Your task is to print the material below exactly as presented.

** Begin AVAILABLE DATA **

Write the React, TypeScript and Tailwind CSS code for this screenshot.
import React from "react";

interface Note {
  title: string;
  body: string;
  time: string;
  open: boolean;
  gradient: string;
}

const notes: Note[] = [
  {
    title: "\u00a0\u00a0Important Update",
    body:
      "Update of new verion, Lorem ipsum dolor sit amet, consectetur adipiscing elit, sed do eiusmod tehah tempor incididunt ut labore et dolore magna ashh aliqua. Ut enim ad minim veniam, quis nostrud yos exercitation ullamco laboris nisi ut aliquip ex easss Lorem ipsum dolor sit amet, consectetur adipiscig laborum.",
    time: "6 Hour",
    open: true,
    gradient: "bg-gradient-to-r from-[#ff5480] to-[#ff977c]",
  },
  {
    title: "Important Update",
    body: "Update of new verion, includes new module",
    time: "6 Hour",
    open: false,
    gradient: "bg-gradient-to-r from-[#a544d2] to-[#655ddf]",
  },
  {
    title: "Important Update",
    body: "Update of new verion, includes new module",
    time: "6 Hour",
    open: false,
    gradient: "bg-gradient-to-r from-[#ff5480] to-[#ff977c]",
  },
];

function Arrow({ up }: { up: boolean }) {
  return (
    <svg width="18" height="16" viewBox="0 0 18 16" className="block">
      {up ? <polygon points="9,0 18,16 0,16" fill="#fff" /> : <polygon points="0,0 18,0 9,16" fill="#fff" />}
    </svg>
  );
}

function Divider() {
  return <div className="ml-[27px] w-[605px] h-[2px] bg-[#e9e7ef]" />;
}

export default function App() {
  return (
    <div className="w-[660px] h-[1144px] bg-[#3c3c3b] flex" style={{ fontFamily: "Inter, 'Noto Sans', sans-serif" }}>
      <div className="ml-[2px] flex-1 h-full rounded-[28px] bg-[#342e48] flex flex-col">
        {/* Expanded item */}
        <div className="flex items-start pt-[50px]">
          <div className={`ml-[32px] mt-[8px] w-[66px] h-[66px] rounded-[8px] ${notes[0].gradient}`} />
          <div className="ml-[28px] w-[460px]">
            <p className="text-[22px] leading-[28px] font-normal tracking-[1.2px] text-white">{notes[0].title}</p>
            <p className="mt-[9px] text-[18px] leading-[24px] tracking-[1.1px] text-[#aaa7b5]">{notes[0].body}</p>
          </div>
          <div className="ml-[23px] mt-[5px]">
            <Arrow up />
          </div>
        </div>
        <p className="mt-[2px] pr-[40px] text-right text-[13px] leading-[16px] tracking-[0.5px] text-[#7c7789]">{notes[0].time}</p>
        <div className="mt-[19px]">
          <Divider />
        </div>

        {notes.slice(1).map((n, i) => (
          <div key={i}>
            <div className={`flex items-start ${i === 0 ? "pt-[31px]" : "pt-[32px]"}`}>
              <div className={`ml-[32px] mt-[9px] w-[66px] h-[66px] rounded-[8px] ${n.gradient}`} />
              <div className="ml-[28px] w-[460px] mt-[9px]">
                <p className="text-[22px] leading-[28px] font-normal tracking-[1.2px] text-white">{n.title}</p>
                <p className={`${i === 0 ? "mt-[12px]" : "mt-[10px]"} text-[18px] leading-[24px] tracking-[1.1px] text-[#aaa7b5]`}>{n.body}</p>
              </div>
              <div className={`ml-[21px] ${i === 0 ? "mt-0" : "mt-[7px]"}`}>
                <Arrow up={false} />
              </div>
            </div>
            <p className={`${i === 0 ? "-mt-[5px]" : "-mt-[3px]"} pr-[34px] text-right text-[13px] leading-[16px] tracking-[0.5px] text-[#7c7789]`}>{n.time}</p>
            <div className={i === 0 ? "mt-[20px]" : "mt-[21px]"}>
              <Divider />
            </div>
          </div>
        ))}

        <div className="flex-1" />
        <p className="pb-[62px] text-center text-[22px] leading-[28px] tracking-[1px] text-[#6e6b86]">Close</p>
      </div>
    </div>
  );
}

** End AVAILABLE DATA **

**IN RESPONSE**.
Write the React, TypeScript and Tailwind CSS code for this screenshot.
import React from "react";

interface Note {
  title: string;
  body: string;
  time: string;
  open: boolean;
  gradient: string;
}

const notes: Note[] = [
  {
    title: "\u00a0\u00a0Important Update",
    body:
      "Update of new verion, Lorem ipsum dolor sit amet, consectetur adipiscing elit, sed do eiusmod tehah tempor incididunt ut labore et dolore magna ashh aliqua. Ut enim ad minim veniam, quis nostrud yos exercitation ullamco laboris nisi ut aliquip ex easss Lorem ipsum dolor sit amet, consectetur adipiscig laborum.",
    time: "6 Hour",
    open: true,
    gradient: "bg-gradient-to-r from-[#ff5480] to-[#ff977c]",
  },
  {
    title: "Important Update",
    body: "Update of new verion, includes new module",
    time: "6 Hour",
    open: false,
    gradient: "bg-gradient-to-r from-[#a544d2] to-[#655ddf]",
  },
  {
    title: "Important Update",
    body: "Update of new verion, includes new module",
    time: "6 Hour",
    open: false,
    gradient: "bg-gradient-to-r from-[#ff5480] to-[#ff977c]",
  },
];

function Arrow({ up }: { up: boolean }) {
  return (
    <svg width="18" height="16" viewBox="0 0 18 16" className="block">
      {up ? <polygon points="9,0 18,16 0,16" fill="#fff" /> : <polygon points="0,0 18,0 9,16" fill="#fff" />}
    </svg>
  );
}

function Divider() {
  return <div className="ml-[27px] w-[605px] h-[2px] bg-[#e9e7ef]" />;
}

export default function App() {
  return (
    <div className="w-[660px] h-[1144px] bg-[#3c3c3b] flex" style={{ fontFamily: "Inter, 'Noto Sans', sans-serif" }}>
      <div className="ml-[2px] flex-1 h-full rounded-[28px] bg-[#342e48] flex flex-col">
        {/* Expanded item */}
        <div className="flex items-start pt-[50px]">
          <div className={`ml-[32px] mt-[8px] w-[66px] h-[66px] rounded-[8px] ${notes[0].gradient}`} />
          <div className="ml-[28px] w-[460px]">
            <p className="text-[22px] leading-[28px] font-normal tracking-[1.2px] text-white">{notes[0].title}</p>
            <p className="mt-[9px] text-[18px] leading-[24px] tracking-[1.1px] text-[#aaa7b5]">{notes[0].body}</p>
          </div>
          <div className="ml-[23px] mt-[5px]">
            <Arrow up />
          </div>
        </div>
        <p className="mt-[2px] pr-[40px] text-right text-[13px] leading-[16px] tracking-[0.5px] text-[#7c7789]">{notes[0].time}</p>
        <div className="mt-[19px]">
          <Divider />
        </div>

        {notes.slice(1).map((n, i) => (
          <div key={i}>
            <div className={`flex items-start ${i === 0 ? "pt-[31px]" : "pt-[32px]"}`}>
              <div className={`ml-[32px] mt-[9px] w-[66px] h-[66px] rounded-[8px] ${n.gradient}`} />
              <div className="ml-[28px] w-[460px] mt-[9px]">
                <p className="text-[22px] leading-[28px] font-normal tracking-[1.2px] text-white">{n.title}</p>
                <p className={`${i === 0 ? "mt-[12px]" : "mt-[10px]"} text-[18px] leading-[24px] tracking-[1.1px] text-[#aaa7b5]`}>{n.body}</p>
              </div>
              <div className={`ml-[21px] ${i === 0 ? "mt-0" : "mt-[7px]"}`}>
                <Arrow up={false} />
              </div>
            </div>
            <p className={`${i === 0 ? "-mt-[5px]" : "-mt-[3px]"} pr-[34px] text-right text-[13px] leading-[16px] tracking-[0.5px] text-[#7c7789]`}>{n.time}</p>
            <div className={i === 0 ? "mt-[20px]" : "mt-[21px]"}>
              <Divider />
            </div>
          </div>
        ))}

        <div className="flex-1" />
        <p className="pb-[62px] text-center text-[22px] leading-[28px] tracking-[1px] text-[#6e6b86]">Close</p>
      </div>
    </div>
  );
}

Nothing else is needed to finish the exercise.